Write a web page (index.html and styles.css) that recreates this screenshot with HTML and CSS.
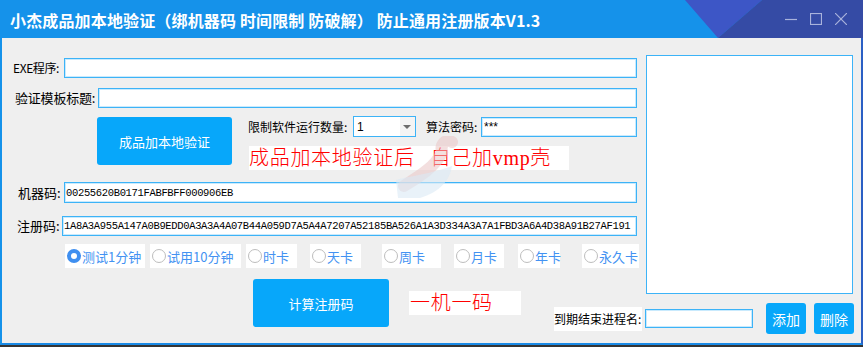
FILE: index.html
```html
<!DOCTYPE html>
<html lang="zh-CN">
<head>
    <meta charset="UTF-8">
    <title>小杰成品加本地验证</title>
    <link rel="stylesheet" href="styles.css">
</head>
<body>
<div class="window">
    <header class="titlebar">
        <h1 class="title">小杰成品加本地验证（绑机器码 时间限制 防破解） 防止通用注册版本V1.3</h1>
        <div class="caption">
            <svg class="deco" width="178" height="38" viewBox="0 0 178 38">
                <polygon points="0,0 77,0 33,38" fill="#3d56c6"/>
                <polygon points="77,0 178,0 178,38 33,38" fill="#354ba5"/>
            </svg>
            <svg class="winbtn" viewBox="0 0 12 12"><line x1="0" y1="6.5" x2="12" y2="6.5"/></svg>
            <svg class="winbtn" viewBox="0 0 12 12"><rect x="0.5" y="0.5" width="11" height="11"/></svg>
            <svg class="winbtn" viewBox="0 0 12 12"><line x1="0" y1="0" x2="12" y2="12"/><line x1="12" y1="0" x2="0" y2="12"/></svg>
        </div>
    </header>

    <main class="client">
        <section class="form">
            <div class="row">
                <span class="lbl lbl-exe">EXE程序:</span>
                <input class="field" type="text">
            </div>
            <div class="row row-2">
                <span class="lbl lbl-tpl">验证模板标题:</span>
                <input class="field" type="text">
            </div>
            <div class="row row-3">
                <button class="btn btn-big">成品加本地验证</button>
                <div class="side">
                    <div class="limits">
                        <span class="lbl lbl-small lbl-limit">限制软件运行数量:</span>
                        <div class="combo"><span class="combo-val">1</span><span class="combo-arrow"></span></div>
                        <span class="lbl lbl-small lbl-pwd">算法密码:</span>
                        <input class="field" type="text" value="***">
                    </div>
                    <div class="note note-wide">成品加本地验证后<span class="gap"></span>自己加vmp壳</div>
                </div>
            </div>
            <div class="row row-4">
                <span class="lbl lbl-mc">机器码:</span>
                <input class="field field-h21 code" type="text" value="00255620B0171FABFBFF000906EB">
            </div>
            <div class="row row-5">
                <span class="lbl lbl-reg">注册码:</span>
                <input class="field code" type="text" value="1A8A3A955A147A0B9EDD0A3A3A4A07B44A059D7A5A4A7207A52185BA526A1A3D334A3A7A1FBD3A6A4D38A91B27AF191">
            </div>
            <div class="opts">
                <label class="opt"><span class="dot on"></span>测试1分钟</label>
                <label class="opt"><span class="dot"></span>试用10分钟</label>
                <label class="opt"><span class="dot"></span>时卡</label>
                <label class="opt"><span class="dot"></span>天卡</label>
                <label class="opt"><span class="dot"></span>周卡</label>
                <label class="opt"><span class="dot"></span>月卡</label>
                <label class="opt"><span class="dot"></span>年卡</label>
                <label class="opt"><span class="dot"></span>永久卡</label>
            </div>
        </section>

        <textarea class="memo"></textarea>

        <div class="calc">
            <button class="btn btn-big">计算注册码</button>
            <div class="note note-short">一机一码</div>
        </div>

        <div class="expiry">
            <span class="exp-lbl">到期结束进程名:</span>
            <input class="field exp-field" type="text">
            <button class="btn btn-small">添加</button>
            <button class="btn btn-small">删除</button>
        </div>

        <svg class="watermark" width="72" height="66" viewBox="0 0 72 66">
            <path d="M62 6 C56 2 50 8 52 16 C46 30 30 40 14 50" stroke="#e9c4c4" stroke-width="12" fill="none" stroke-linecap="round" opacity="0.55"/>
            <path d="M6 44 C20 40 40 38 62 30 C60 44 50 56 30 62 L8 62 Z" fill="#dbe9f5" opacity="0.6"/>
        </svg>
    </main>
</div>
</body>
</html>
```

FILE: styles.css
```css
* {
    box-sizing: border-box;
}
body {
    margin: 0;
    background: #efefef;
    font-family: "Noto Sans CJK SC", sans-serif;
}
.window {
    width: 863px;
    height: 347px;
    display: flex;
    flex-direction: column;
    background: #efefef;
    border-bottom: 2px solid #353535;
}
.titlebar {
    flex: none;
    height: 38px;
    display: flex;
    background: #1592ea;
    color: #fff;
}
.title {
    margin: 0;
    padding: 2px 0 0 10px;
    font-size: 16px;
    font-weight: bold;
    line-height: 36px;
    letter-spacing: 0.15px;
    white-space: nowrap;
}
.caption {
    position: relative;
    margin-left: auto;
    width: 178px;
    padding-right: 16px;
    display: flex;
    justify-content: flex-end;
    align-items: center;
    gap: 13px;
}
.deco {
    position: absolute;
    top: 0;
    left: 0;
}
.winbtn {
    position: relative;
    width: 12px;
    height: 12px;
    stroke: #a9b3dc;
    stroke-width: 1.2;
    fill: none;
}

/* client area */
.client {
    position: relative;
    flex: 1;
    display: grid;
    grid-template-columns: 532px 101px 207px;
    grid-template-rows: 208px 31px 40px;
    grid-template-areas:
        "form form memo"
        "calc .    memo"
        "calc exp  exp";
    padding: 17px 8px 9px 11px;
    border-left: 2px solid #1592ea;
    border-right: 2px solid #2b5fc4;
    border-bottom: 2px solid #1a8ae6;
}
.form {
    grid-area: form;
    padding: 3px 9px 0 0;
    display: flex;
    flex-direction: column;
}
.row {
    display: flex;
    align-items: center;
}
.row-2 { margin-top: 10px; }
.row-3 { margin-top: 9px; align-items: flex-start; }
.row-4 { margin-top: 12px; }
.row-5 { margin-top: 13px; }

.lbl {
    flex: none;
    font-size: 13px;
    color: #000;
    white-space: nowrap;
    line-height: 20px;
}
.lbl-small { font-size: 12px; }
.lbl-exe {
    width: 51px;
    font-size: 12px;
    letter-spacing: -0.4px;
}
.lbl-tpl { width: 83px; margin-left: 2px; letter-spacing: -0.2px; }
.lbl-mc { width: 46px; margin-left: 5px; }
.lbl-reg { width: 45px; margin-left: 4px; }
.lbl-limit { width: 105px; }
.lbl-pwd { width: 55px; margin-left: 10px; }

.field {
    flex: 1;
    min-width: 0;
    height: 20px;
    margin: 0;
    padding: 0 2px;
    border: 1px solid #3cb3f7;
    box-shadow: inset 0 0 0 1px #c9eafd;
    background: #fff;
    font-family: "Liberation Sans", "Noto Sans CJK SC", sans-serif;
    font-size: 12px;
    color: #000;
    outline: none;
}
.field-h21 { height: 21px; }
.code {
    padding: 0 1px;
    font-family: "Liberation Mono", monospace;
    font-size: 10.5px;
    letter-spacing: -0.34px;
}

.btn {
    flex: none;
    border: none;
    border-radius: 3px;
    background: #07a7fa;
    color: #fff;
    font-family: "Noto Sans CJK SC", sans-serif;
    font-size: 13px;
    padding: 0;
    cursor: pointer;
}
.btn-big {
    width: 136px;
    height: 48px;
}
.row-3 .btn-big {
    margin-left: 84px;
    width: 135px;
}
.btn-small {
    width: 40px;
    height: 31px;
    margin-left: 13px;
    font-size: 14px;
}
.btn-small + .btn-small { margin-left: 8px; }

.side {
    flex: 1;
    min-width: 0;
    margin-left: 16px;
    margin-top: -1px;
    display: flex;
    flex-direction: column;
}
.limits {
    display: flex;
    align-items: center;
    height: 21px;
}
.combo {
    flex: none;
    width: 63px;
    height: 21px;
    display: flex;
    align-items: center;
    border: 1px solid #3cb3f7;
    background: #fff;
    font-size: 12px;
    font-family: "Liberation Sans", sans-serif;
}
.combo-val {
    flex: 1;
    padding-left: 3px;
}
.combo-arrow {
    width: 15px;
    height: 19px;
    background: #f4f4f4;
    position: relative;
}
.combo-arrow::after {
    content: '';
    position: absolute;
    left: 3px;
    top: 8px;
    border-left: 4px solid transparent;
    border-right: 4px solid transparent;
    border-top: 4px solid #6d6d6d;
}

.note {
    flex: none;
    background: #fff;
    color: #ff0000;
    font-family: "Liberation Serif", "Noto Sans CJK SC", serif;
    font-weight: 300;
    font-size: 20px;
    line-height: 24px;
    height: 24px;
    letter-spacing: 0.7px;
    white-space: nowrap;
}
.note .gap {
    display: inline-block;
    width: 16px;
}
.note-wide {
    margin-top: 9px;
    margin-left: 1px;
    width: 320px;
}
.note-short {
    width: 112px;
    margin-left: 20px;
    padding-left: 1px;
}

/* license type options */
.opts {
    margin-top: 8px;
    display: flex;
    height: 24px;
    padding-left: 52px;
}
.opt {
    flex: none;
    display: flex;
    align-items: center;
    background: #fff;
    color: #4392f2;
    font-size: 13px;
    height: 24px;
    padding-left: 2px;
    white-space: nowrap;
}
.opt:nth-child(1) { width: 80px; }
.opt:nth-child(2) { width: 91px; margin-left: 5px; }
.opt:nth-child(3) { width: 51px; margin-left: 5px; }
.opt:nth-child(4) { width: 51px; margin-left: 13px; }
.opt:nth-child(5) { width: 59px; margin-left: 21px; }
.opt:nth-child(6) { width: 50px; margin-left: 13px; }
.opt:nth-child(7) { width: 42px; margin-left: 14px; }
.opt:nth-child(8) { width: 57px; margin-left: 22px; }
.dot {
    width: 14px;
    height: 14px;
    margin-right: 1px;
    border: 1px solid #bdbdbd;
    border-radius: 50%;
    background: #fff;
    flex: none;
}
.dot.on {
    border: 4px solid #3f8ff0;
}

.memo {
    grid-area: memo;
    align-self: start;
    width: 207px;
    height: 239px;
    margin: 0;
    border: 1px solid #3cb3f7;
    background: #fff;
    resize: none;
    outline: none;
}

.calc {
    grid-area: calc;
    align-self: start;
    margin-top: 16px;
    padding-left: 240px;
    display: flex;
    align-items: center;
}

.expiry {
    grid-area: exp;
    align-self: end;
    justify-self: end;
    margin-right: -1px;
    height: 31px;
    display: flex;
    align-items: center;
}
.exp-lbl {
    background: #fff;
    width: 88px;
    height: 24px;
    line-height: 24px;
    font-size: 12px;
    white-space: nowrap;
}
.exp-field {
    flex: none;
    width: 108px;
    height: 19px;
    margin-left: 3px;
}

.watermark {
    position: absolute;
    left: 388px;
    top: 98px;
    pointer-events: none;
}
```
######
What you are asked to do> Show every line where the string "styles" appears.

The reply>
Write a web page (index.html and styles.css) that recreates this screenshot with HTML and CSS.
    <link rel="stylesheet" href="styles.css">
FILE: styles.css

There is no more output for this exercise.